Serving Clovis, Portales and the Surrounding Communities

Communities gather to share views on water issues

Nearly 100 people at a regional public comment forum Wednesday night urged staff members of the Interstate Stream Commission to consider views ranging from respecting private property and water use rights to emphasizing a community need for water.

Rhea Graham, director of planning and communications for the Interstate Stream Commission, told those who turned out at the Clovis Public Library that the commission must draft a state water use plan for the governor’s approval by the end of the year and is taking public comments until Sept. 15 at a series of 29 meetings around the state. New Mexico currently does not have a water use plan, but if approved by the governor and a legislative committee, the plan would determine future state water rules.

Tom Howe, public works director for Portales, said Graham’s request for ideas on balancing supply and demand may be impossible.

“Balancing supply and demand sounds really good, but right now nobody knows how much supply we have and how much demand we have,” Howe said. “I’m from Portales and we’ve hired three hydrologists and we got three different answers.

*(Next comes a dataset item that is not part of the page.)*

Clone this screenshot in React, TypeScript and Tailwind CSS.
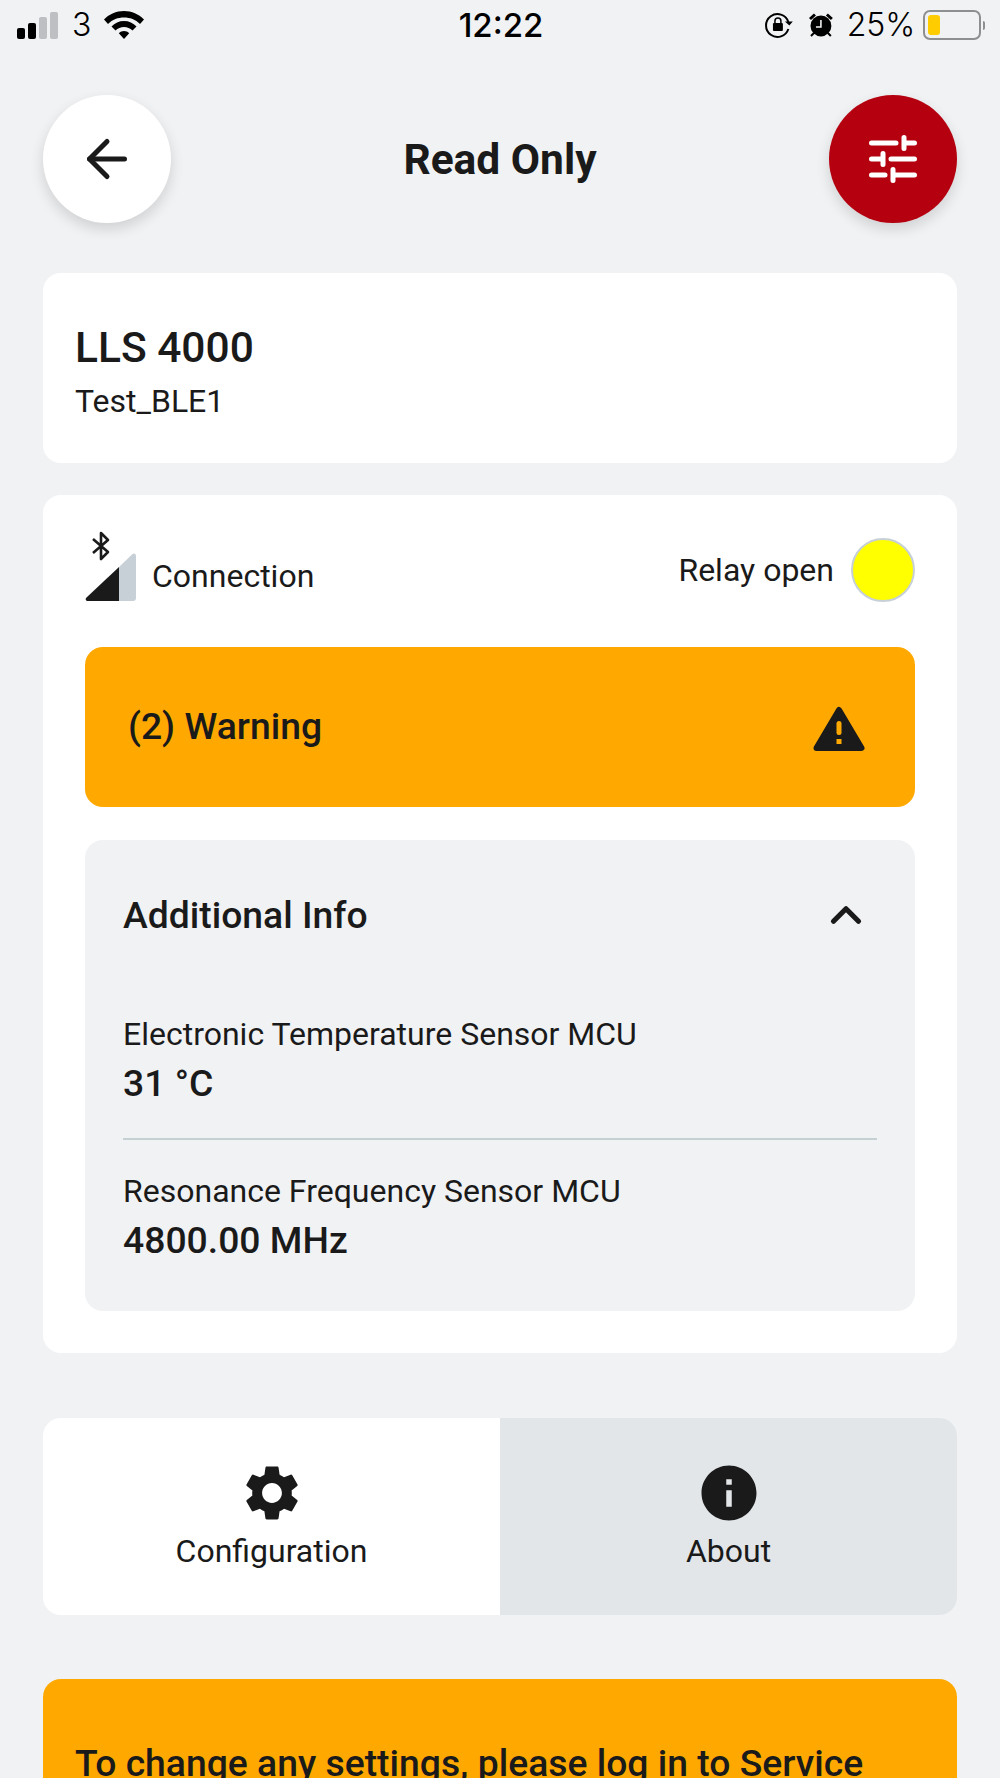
import { ArrowLeft, ChevronUp } from 'lucide-react';

function StatusBar() {
  return (
    <div className="flex h-[50px] items-center justify-between pl-[17px] pr-[15px] font-['Inter',sans-serif] text-black">
      <div className="flex w-[220px] items-center">
        <div className="flex items-end gap-[3px]">
          <div className="h-[11px] w-[8px] rounded-[2px] bg-black" />
          <div className="h-[16px] w-[8px] rounded-[2px] bg-black" />
          <div className="h-[22px] w-[8px] rounded-[2px] bg-[#bdbfc2]" />
          <div className="h-[27px] w-[8px] rounded-[2px] bg-[#bdbfc2]" />
        </div>
        <span className="ml-[14px] text-[32px] font-light leading-none">3</span>
        <svg viewBox="0 0 40 30" className="ml-[13px] h-[30px] w-[40px]" fill="currentColor">
          <path d="M20 1C12 1 5.500 4 0 9.500L4 14C8.500 9.500 14 7.500 20 7.500S31.500 9.500 36 14L40 9.500C34.500 4 28 1 20 1Z" />
          <path d="M20 11C15 11 10.800 13 7.500 16.500L11.500 20.500C13.800 18.300 16.800 17 20 17S26.200 18.300 28.500 20.500L32.500 16.500C29.200 13 25 11 20 11Z" />
          <path d="M20 21C18 21 16.200 21.800 14.800 23.200L20 29L25.200 23.200C23.800 21.800 22 21 20 21Z" />
        </svg>
      </div>
      <span className="text-[33px] font-medium leading-none">12:22</span>
      <div className="flex w-[220px] items-center justify-end">
        <svg viewBox="0 0 28 26" className="h-[26px] w-[28px]" fill="none" stroke="currentColor" strokeWidth="2">
          <path d="M23.500 10A11.500 11.500 0 1 0 23.500 17" />
          <path d="M20 9.500L24.500 13.500L28 9.500Z" fill="currentColor" stroke="none" />
          <rect x="8" y="11" width="10" height="8" rx="1" fill="currentColor" stroke="none" />
          <path d="M10 11V9A3 3 0 0 1 16 9V11" strokeWidth="1.500" />
        </svg>
        <svg viewBox="0 0 26 26" className="ml-[15px] h-[26px] w-[26px]" fill="currentColor">
          <circle cx="13" cy="14" r="10.500" />
          <path d="M1 6L6 1.500L8 3.500L3 8ZM25 6L20 1.500L18 3.500L23 8Z" />
          <path d="M3 24L6 21M23 24L20 21" stroke="currentColor" strokeWidth="2" />
          <path d="M13 8V15H8" fill="none" stroke="#f1f2f4" strokeWidth="1.600" />
        </svg>
        <span className="ml-[13px] text-[32px] font-light leading-none">25%</span>
        <div className="ml-[8px] flex h-[30px] w-[58px] items-center rounded-[7px] border-[2px] border-[#8e8f91] p-[3px]">
          <div className="h-[20px] w-[12px] rounded-[3px] bg-[#ffcc00]" />
        </div>
        <div className="ml-[2px] h-[9px] w-[2px] rounded-r-sm bg-[#8e8f91]" />
      </div>
    </div>
  );
}

function Header() {
  return (
    <div className="mt-[45px] flex items-center justify-between">
      <button className="flex h-[128px] w-[128px] items-center justify-center rounded-full bg-white shadow-[0_6px_14px_rgba(0,0,0,0.14)]">
        <ArrowLeft className="h-[60px] w-[60px] text-[#1a1a1a]" strokeWidth={2} />
      </button>
      <h1 className="mt-[2px] text-[42.500px] font-bold leading-none text-[#1a1a1a]">Read Only</h1>
      <button className="flex h-[128px] w-[128px] items-center justify-center rounded-full bg-[#b4000f] shadow-[0_6px_14px_rgba(0,0,0,0.14)]">
        <svg viewBox="0 0 48 48" className="h-[48px] w-[48px]" fill="none" stroke="white" strokeWidth="5" strokeLinecap="round">
          <path d="M2.500 8H27M35 8H45.500M35 2.500V13.500" />
          <path d="M2.500 24H14M22 24H45.500M14 18.500V29.500" />
          <path d="M2.500 40H16M24 40H45.500M24 34.500V45.500" />
        </svg>
      </button>
    </div>
  );
}

function ConnectionRow() {
  return (
    <div className="flex h-[71px] justify-between">
      <div className="flex items-end">
        <div className="relative h-[71px] w-[52px]">
          <svg viewBox="0 0 52 50" className="absolute bottom-0 left-0 h-[50px] w-[52px]">
            <path d="M34 15L47 2.500C49 .5 51 1.500 51 4V46C51 48 50 49 48 49H32Z" fill="#c8d0d7" />
            <path d="M34 15V49H3C.5 49 0 47 1.500 45.500Z" fill="#1a1a1a" />
          </svg>
          <svg viewBox="0 0 20 30" className="absolute left-[6px] top-0 h-[30px] w-[20px]" fill="none" stroke="#1a1a1a" strokeWidth="2.600" strokeLinejoin="round">
            <path d="M2 8L17 21L10 28V2L17 9L2 22" />
          </svg>
        </div>
        <span className="ml-[15px] pb-[10px] text-[32px] leading-none text-[#1a1a1a]">Connection</span>
      </div>
      <div className="flex items-center self-end">
        <span className="text-[32px] leading-none text-[#1a1a1a]">Relay open</span>
        <div className="ml-[17px] h-[64px] w-[64px] rounded-full border-[2px] border-[#c8d0d7] bg-[#ffff00]" />
      </div>
    </div>
  );
}

function WarningBar() {
  return (
    <div className="mt-[45px] flex h-[160px] items-center justify-between rounded-[18px] bg-[#ffa900] pl-[43px] pr-[50px]">
      <span className="text-[37.300px] font-medium leading-none text-[#1a1a1a]">(2) Warning</span>
      <svg viewBox="0 0 52 46" className="mt-[4px] h-[46px] w-[52px]">
        <path d="M26 4L48.500 42H3.500Z" fill="#1a1a1a" stroke="#1a1a1a" strokeWidth="6" strokeLinejoin="round" />
        <rect x="23.500" y="15" width="5" height="14" rx="2.500" fill="#ffa900" />
        <rect x="23.500" y="33" width="5" height="5" fill="#ffa900" />
      </svg>
    </div>
  );
}

function InfoItem({ label, value }: { label: string; value: string }) {
  return (
    <div>
      <p className="text-[32px] leading-[38px] text-[#1a1a1a]">{label}</p>
      <p className="mt-[7px] text-[37.300px] font-medium leading-[46px] text-[#1a1a1a]">{value}</p>
    </div>
  );
}

function AdditionalInfo() {
  return (
    <div className="mt-[33px] rounded-[18px] bg-[#f1f2f4] px-[38px] pb-[48px] pt-[50px]">
      <div className="flex items-center justify-between">
        <h2 className="text-[37.300px] font-medium leading-[46px] text-[#1a1a1a]">Additional Info</h2>
        <ChevronUp className="mr-[6px] h-[50px] w-[50px] text-[#1a1a1a]" strokeWidth={2.500} />
      </div>
      <div className="mt-[75px]">
        <InfoItem label="Electronic Temperature Sensor MCU" value="31 °C" />
      </div>
      <div className="mb-[32px] mt-[32px] h-[2px] bg-[#c5d0d3]" />
      <InfoItem label="Resonance Frequency Sensor MCU" value="4800.00 MHz" />
    </div>
  );
}

function Tabs() {
  return (
    <div className="mt-[65px] flex h-[197px] overflow-hidden rounded-[18px]">
      <div className="flex flex-1 flex-col items-center bg-white pt-[42px]">
        <svg viewBox="0 0 24 24" className="h-[66px] w-[66px]" fill="#1a1a1a">
          <path d="M19.140 12.940c.04-.3.060-.61.060-.94 0-.32-.020-.64-.070-.94l2.030-1.580c.18-.14.230-.41.120-.61l-1.920-3.320c-.12-.22-.37-.29-.59-.22l-2.390.96c-.5-.38-1.030-.7-1.620-.94l-.36-2.540c-.040-.24-.24-.41-.48-.41h-3.840c-.24 0-.43.170-.47.410l-.36 2.540c-.59.240-1.130.57-1.620.94l-2.390-.96c-.22-.080-.47 0-.59.220L2.740 8.870c-.12.210-.080.470.12.610l2.030 1.580c-.050.3-.090.630-.090.940s.020.640.070.940l-2.030 1.580c-.18.140-.23.410-.12.610l1.920 3.320c.12.220.37.290.59.220l2.390-.96c.5.380 1.030.7 1.620.94l.36 2.540c.050.240.24.410.48.410h3.840c.24 0 .44-.170.47-.410l.36-2.540c.59-.240 1.130-.56 1.620-.94l2.390.96c.22.080.47 0 .59-.220l1.920-3.320c.12-.22.070-.47-.12-.61l-2.010-1.580zM12 15.600c-1.980 0-3.600-1.620-3.600-3.600s1.620-3.600 3.600-3.600 3.600 1.620 3.600 3.600-1.620 3.600-3.600 3.600z" />
        </svg>
        <span className="mt-[6px] text-[32px] leading-[38px] text-[#1a1a1a]">Configuration</span>
      </div>
      <div className="flex flex-1 flex-col items-center bg-[#e3e6e9] pt-[42px]">
        <svg viewBox="0 0 24 24" className="h-[66px] w-[66px]" fill="#1a1a1a">
          <path d="M12 2C6.480 2 2 6.480 2 12s4.480 10 10 10 10-4.480 10-10S17.520 2 12 2zm1 15h-2v-6h2v6zm0-8h-2V7h2v2z" />
        </svg>
        <span className="mt-[6px] text-[32px] leading-[38px] text-[#1a1a1a]">About</span>
      </div>
    </div>
  );
}

export default function App() {
  return (
    <div className="h-[1778px] w-[1000px] overflow-hidden bg-[#f1f2f4] font-['Roboto',sans-serif]">
      <StatusBar />
      <div className="px-[43px]">
        <Header />
        <div className="mt-[50px] h-[190px] rounded-[18px] bg-white px-[32px] pt-[52px]">
          <p className="text-[42.500px] font-medium leading-[46px] text-[#1a1a1a]">LLS 4000</p>
          <p className="mt-[11px] text-[32px] leading-[38px] text-[#1a1a1a]">Test_BLE1</p>
        </div>
        <div className="mt-[32px] rounded-[18px] bg-white px-[42px] pb-[42px] pt-[36px]">
          <ConnectionRow />
          <WarningBar />
          <AdditionalInfo />
        </div>
        <Tabs />
        <div className="mt-[64px] h-[200px] rounded-t-[18px] bg-[#ffa900] px-[32px] pt-[61px]">
          <p className="whitespace-nowrap text-[37.300px] font-medium leading-[46px] text-[#1a1a1a]">To change any settings, please log in to Service</p>
        </div>
      </div>
    </div>
  );
}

I’m sure one of them is right because they are so widely different.”

“You just can’t keep going writing checks without knowing how much you have in your checkbook or how much you’re writing the checks for,” Howe said.

Portales Mayor Orlando Ortega said agricultural water use greatly exceeds urban water use, and his city has a 40 year water plan to triple water capacity within 10 years to meet expected population growth.

“We recently purchased two large farms that adjoin our water well field and it was estimated that one of those farms needed as much water as the entire city of Portales,” Ortega said.

While urban areas may have most of the areas’ population, local farmers urged the commission to remember that many of them paid for water rights decades ago and restricting their access to water means they cannot farm.

“In the West, if you lose your water rights you lose everything, that’s just the way it is,” said Logan rancher Johnna Bruhn. “If you dry up one farmer this year and one farmer the next year and the water’s all gone, it’s a short term solution that doesn’t solve anything.”

“This is not an issue that can be addressed solely in New Mexico,” said Clovis farmer Vincent DeMaio. “Texas has unlimited draws on water and they’re only a few miles across the line.”

Graham confirmed that Texas allows property owners to pump groundwater under their property without the sort of permits New Mexico requires on the grounds that pumping also drain water from neighbors.

Others urged the state to look at federal water use.

“If you have any kind of conservation program, you’ve got to get everyone involved,” said Clovis farmer Wesley Myers. “I was out at the (Cannon Air Force) base and they’ve got the prettiest golf course you’ve ever seen. It doesn’t do any good if we conserve and the base just goes wild.”

Others urged “thinking outside the box” plans such as piping water from the Mississippi, desalinization plants taking water from the Gulf of Mexico, or even redirecting the proceeds of the state lottery from education to benefit farmers.

Howe said the real need isn’t for new laws but rather enforcing existing water use laws.

“If you would just enforce the law, it’d solve a lot of these problems, but the State Engineer would probably get lynched and the Interstate Stream Commission building would get burned down because you’d end up putting farmers out of business,” Howe said.